▶ _TO BE DONE_
Check the listing below line by line and report how many lines hold "that", with no other words.
___ DATASET CONTENT
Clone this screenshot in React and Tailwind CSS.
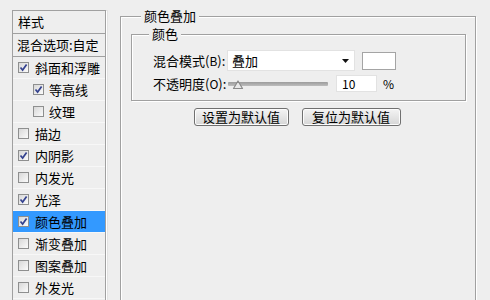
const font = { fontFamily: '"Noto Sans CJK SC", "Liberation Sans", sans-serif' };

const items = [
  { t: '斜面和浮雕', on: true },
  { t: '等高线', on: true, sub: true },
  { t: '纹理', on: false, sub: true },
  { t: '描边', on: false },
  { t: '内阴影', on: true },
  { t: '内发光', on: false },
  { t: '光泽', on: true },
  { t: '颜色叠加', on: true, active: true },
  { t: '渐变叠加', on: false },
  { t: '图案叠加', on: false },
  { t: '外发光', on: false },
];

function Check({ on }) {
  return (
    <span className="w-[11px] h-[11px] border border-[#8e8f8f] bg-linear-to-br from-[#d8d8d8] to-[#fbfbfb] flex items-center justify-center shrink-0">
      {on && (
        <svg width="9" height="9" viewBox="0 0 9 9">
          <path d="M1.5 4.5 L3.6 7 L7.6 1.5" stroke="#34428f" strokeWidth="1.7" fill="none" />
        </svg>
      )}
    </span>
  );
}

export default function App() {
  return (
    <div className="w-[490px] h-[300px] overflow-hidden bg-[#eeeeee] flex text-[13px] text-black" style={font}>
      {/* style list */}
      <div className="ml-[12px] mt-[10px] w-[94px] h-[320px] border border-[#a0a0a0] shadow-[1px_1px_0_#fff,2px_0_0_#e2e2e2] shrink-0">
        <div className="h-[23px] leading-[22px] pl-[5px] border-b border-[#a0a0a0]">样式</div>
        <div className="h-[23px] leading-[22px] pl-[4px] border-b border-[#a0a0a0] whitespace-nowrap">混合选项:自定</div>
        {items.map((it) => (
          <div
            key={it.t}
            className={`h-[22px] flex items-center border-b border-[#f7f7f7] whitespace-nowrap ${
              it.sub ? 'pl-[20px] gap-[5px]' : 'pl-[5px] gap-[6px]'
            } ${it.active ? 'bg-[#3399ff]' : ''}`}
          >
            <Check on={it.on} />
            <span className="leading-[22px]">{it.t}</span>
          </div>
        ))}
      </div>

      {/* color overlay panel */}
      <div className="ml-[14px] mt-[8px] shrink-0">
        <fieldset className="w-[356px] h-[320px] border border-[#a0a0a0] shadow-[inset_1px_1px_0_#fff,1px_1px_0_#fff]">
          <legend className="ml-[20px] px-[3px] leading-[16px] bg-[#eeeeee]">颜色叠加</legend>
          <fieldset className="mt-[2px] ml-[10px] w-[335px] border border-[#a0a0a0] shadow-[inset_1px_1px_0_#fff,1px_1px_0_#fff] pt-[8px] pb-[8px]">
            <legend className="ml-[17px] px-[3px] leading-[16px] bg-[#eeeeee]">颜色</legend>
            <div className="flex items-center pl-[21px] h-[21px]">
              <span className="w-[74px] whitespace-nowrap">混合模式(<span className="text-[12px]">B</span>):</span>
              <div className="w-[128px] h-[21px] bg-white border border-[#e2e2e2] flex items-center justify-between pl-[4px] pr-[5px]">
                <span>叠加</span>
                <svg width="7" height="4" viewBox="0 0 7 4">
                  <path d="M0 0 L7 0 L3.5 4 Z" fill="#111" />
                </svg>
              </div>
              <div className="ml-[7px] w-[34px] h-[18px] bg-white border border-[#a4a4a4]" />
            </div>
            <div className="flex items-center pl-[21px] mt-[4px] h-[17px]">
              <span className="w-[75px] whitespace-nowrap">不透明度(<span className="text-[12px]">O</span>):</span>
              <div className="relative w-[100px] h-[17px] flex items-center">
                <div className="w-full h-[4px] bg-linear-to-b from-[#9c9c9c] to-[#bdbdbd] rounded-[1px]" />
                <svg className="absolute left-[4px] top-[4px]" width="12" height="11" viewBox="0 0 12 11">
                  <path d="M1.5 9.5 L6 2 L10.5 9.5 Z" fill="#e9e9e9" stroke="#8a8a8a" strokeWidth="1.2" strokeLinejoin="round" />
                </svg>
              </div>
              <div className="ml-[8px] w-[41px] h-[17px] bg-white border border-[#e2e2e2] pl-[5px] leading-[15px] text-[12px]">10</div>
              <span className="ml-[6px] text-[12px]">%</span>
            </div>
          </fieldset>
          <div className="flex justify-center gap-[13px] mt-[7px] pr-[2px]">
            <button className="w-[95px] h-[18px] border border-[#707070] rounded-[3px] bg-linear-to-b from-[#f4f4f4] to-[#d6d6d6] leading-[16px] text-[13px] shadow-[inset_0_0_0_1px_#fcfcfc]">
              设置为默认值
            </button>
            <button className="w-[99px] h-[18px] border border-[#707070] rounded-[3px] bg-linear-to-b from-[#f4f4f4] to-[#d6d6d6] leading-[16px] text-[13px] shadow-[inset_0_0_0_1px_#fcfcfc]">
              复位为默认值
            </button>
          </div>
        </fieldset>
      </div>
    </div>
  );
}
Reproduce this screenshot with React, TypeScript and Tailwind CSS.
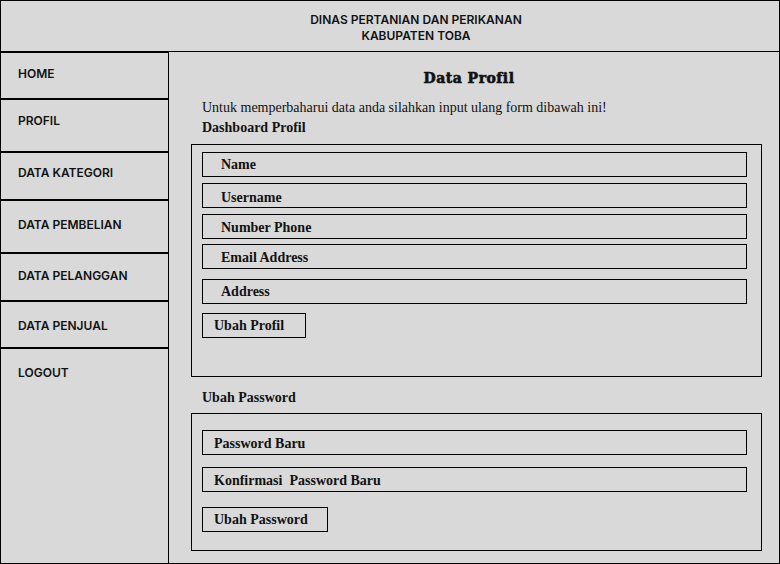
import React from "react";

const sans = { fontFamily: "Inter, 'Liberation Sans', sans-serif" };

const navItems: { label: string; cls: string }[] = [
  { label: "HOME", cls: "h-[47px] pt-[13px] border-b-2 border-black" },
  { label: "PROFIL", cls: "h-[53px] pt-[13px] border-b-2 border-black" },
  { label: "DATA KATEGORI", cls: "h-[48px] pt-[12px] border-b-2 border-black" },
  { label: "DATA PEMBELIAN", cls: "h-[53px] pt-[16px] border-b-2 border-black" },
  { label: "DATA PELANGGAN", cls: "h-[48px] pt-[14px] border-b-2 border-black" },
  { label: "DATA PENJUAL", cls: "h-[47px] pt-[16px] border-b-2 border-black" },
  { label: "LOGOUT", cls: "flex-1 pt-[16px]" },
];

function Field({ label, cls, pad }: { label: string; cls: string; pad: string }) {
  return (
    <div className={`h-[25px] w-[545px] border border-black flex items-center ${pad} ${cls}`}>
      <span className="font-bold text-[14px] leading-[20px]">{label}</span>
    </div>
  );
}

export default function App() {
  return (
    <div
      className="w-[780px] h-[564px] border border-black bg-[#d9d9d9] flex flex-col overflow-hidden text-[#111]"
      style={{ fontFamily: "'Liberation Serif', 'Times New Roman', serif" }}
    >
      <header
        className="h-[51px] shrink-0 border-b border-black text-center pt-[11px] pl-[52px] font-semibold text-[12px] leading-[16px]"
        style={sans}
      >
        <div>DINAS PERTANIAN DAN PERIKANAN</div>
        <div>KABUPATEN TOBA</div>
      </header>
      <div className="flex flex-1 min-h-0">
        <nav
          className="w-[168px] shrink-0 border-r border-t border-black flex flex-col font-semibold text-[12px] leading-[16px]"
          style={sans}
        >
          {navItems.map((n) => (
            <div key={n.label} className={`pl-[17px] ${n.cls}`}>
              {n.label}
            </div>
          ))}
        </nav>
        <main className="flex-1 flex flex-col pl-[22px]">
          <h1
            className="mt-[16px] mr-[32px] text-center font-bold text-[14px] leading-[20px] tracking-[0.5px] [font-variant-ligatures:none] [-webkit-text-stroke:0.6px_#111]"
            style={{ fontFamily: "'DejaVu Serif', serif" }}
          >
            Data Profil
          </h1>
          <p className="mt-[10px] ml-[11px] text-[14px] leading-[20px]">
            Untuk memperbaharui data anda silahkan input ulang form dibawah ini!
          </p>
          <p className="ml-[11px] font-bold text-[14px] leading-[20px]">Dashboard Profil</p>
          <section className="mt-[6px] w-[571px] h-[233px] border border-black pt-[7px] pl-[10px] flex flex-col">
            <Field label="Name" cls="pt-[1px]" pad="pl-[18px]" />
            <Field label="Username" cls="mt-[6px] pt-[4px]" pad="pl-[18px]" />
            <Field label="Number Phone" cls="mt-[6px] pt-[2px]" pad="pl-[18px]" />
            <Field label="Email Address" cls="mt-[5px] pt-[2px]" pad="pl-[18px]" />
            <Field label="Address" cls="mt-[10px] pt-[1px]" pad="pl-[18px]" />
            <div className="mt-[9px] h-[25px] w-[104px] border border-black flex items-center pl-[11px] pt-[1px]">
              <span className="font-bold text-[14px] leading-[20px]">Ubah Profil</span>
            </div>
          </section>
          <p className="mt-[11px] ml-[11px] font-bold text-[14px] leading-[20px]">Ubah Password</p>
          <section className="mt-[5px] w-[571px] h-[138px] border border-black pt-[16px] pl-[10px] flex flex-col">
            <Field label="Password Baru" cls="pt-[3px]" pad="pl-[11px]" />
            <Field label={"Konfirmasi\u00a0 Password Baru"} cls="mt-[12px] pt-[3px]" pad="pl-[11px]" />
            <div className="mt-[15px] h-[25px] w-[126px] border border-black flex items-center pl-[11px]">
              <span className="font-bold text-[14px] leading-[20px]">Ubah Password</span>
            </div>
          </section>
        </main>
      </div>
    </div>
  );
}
______
___ DATASET CONTENT
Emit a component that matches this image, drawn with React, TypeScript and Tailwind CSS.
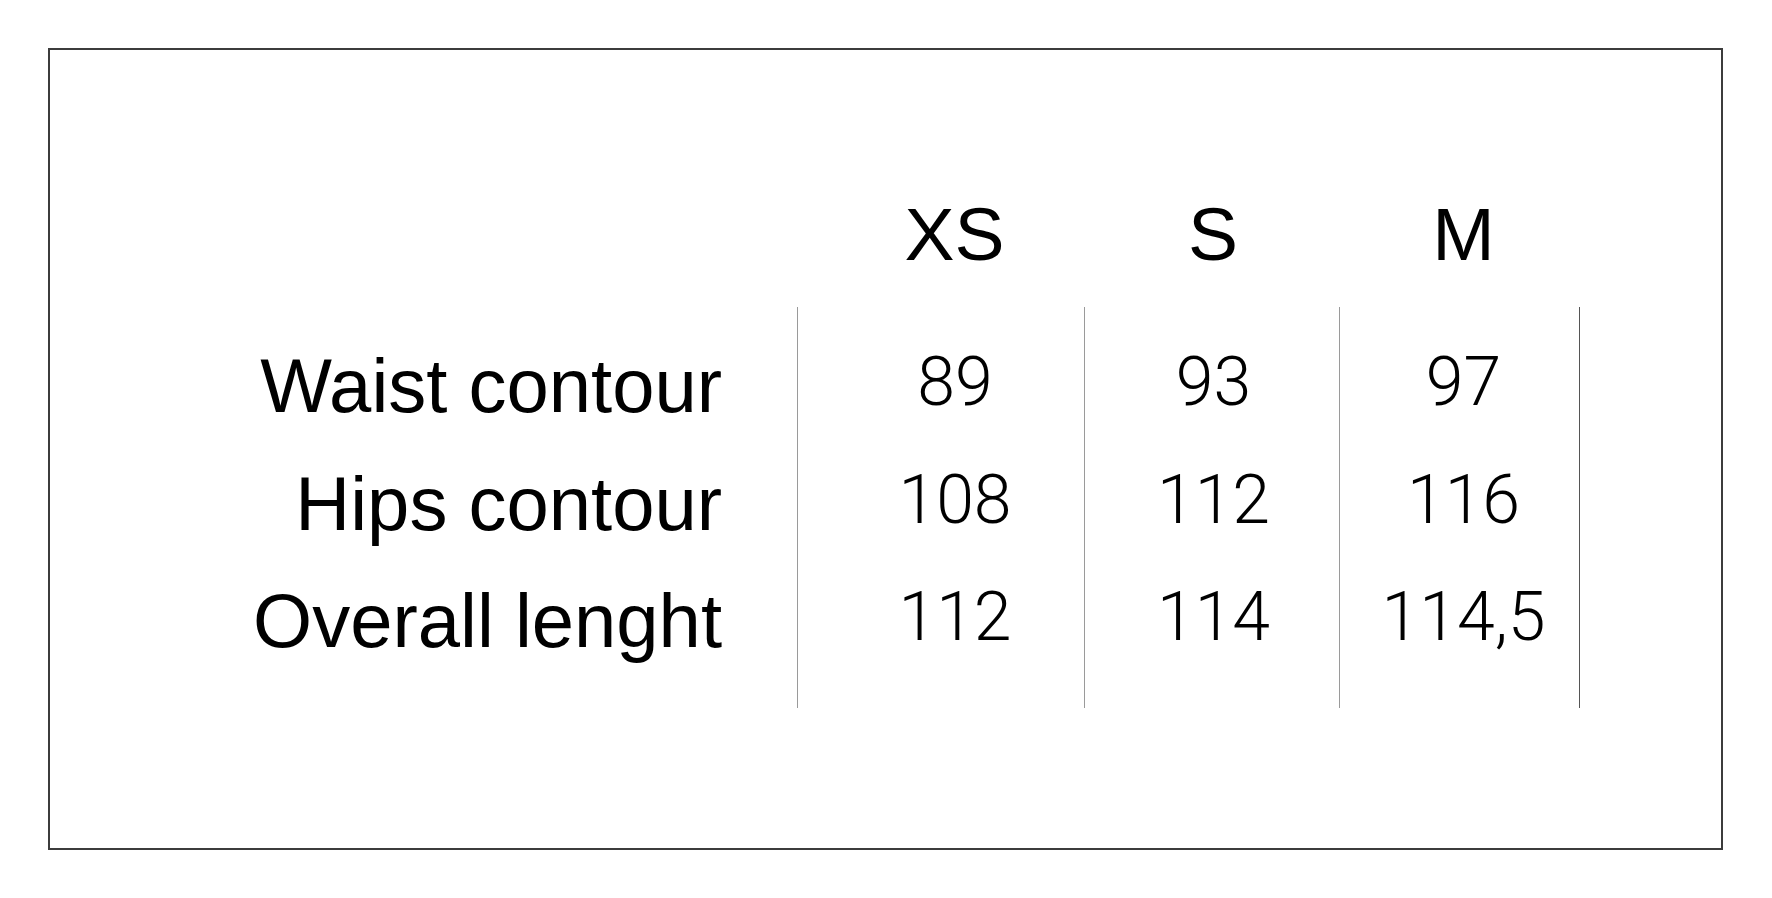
______
___ DATASET CONTENT
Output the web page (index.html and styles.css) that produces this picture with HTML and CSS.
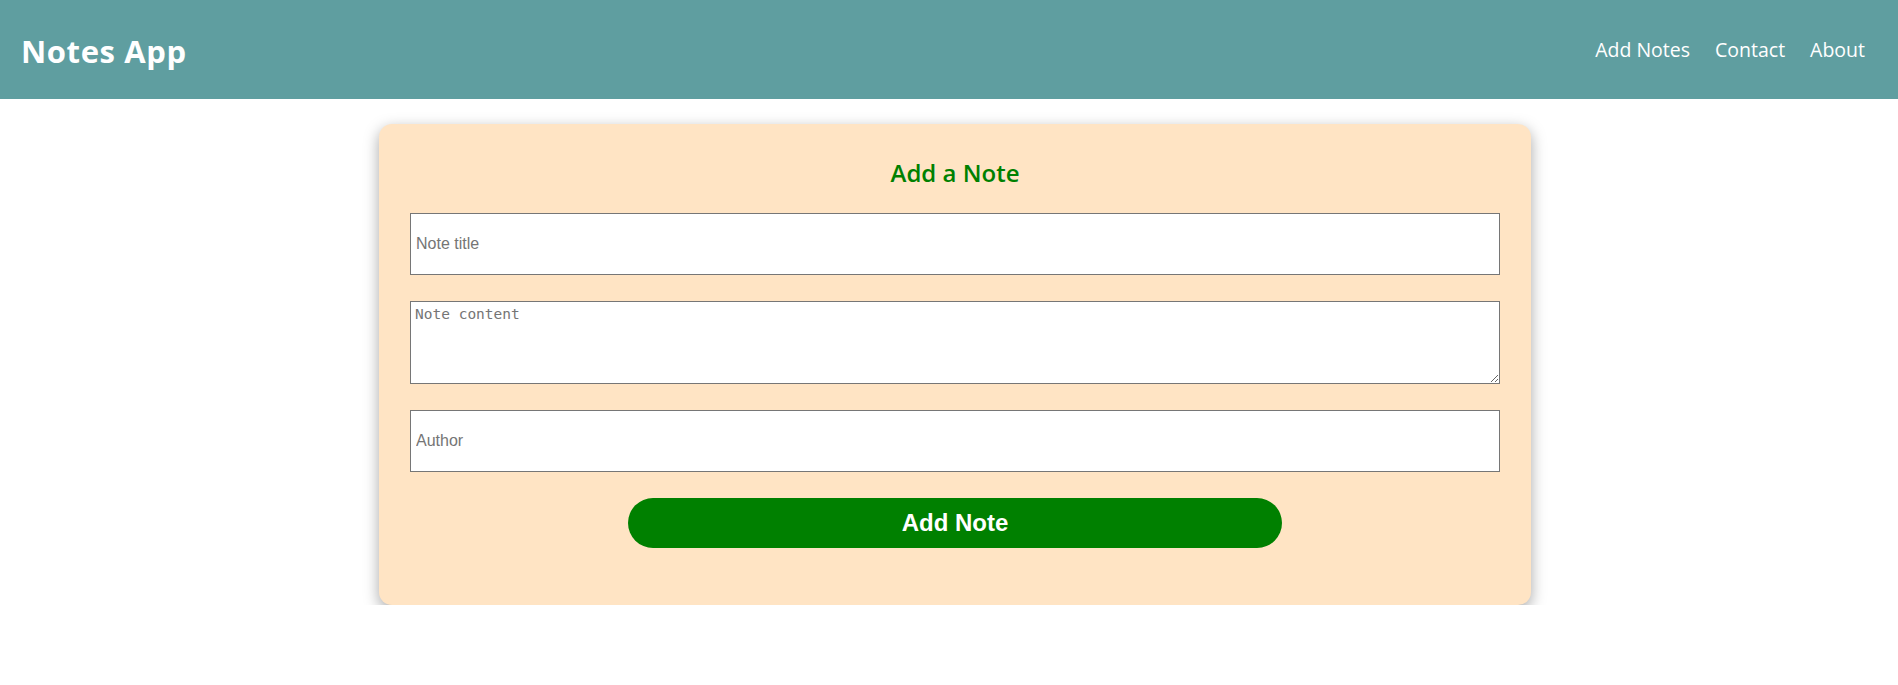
______
▶ _THE RESPONSE_
2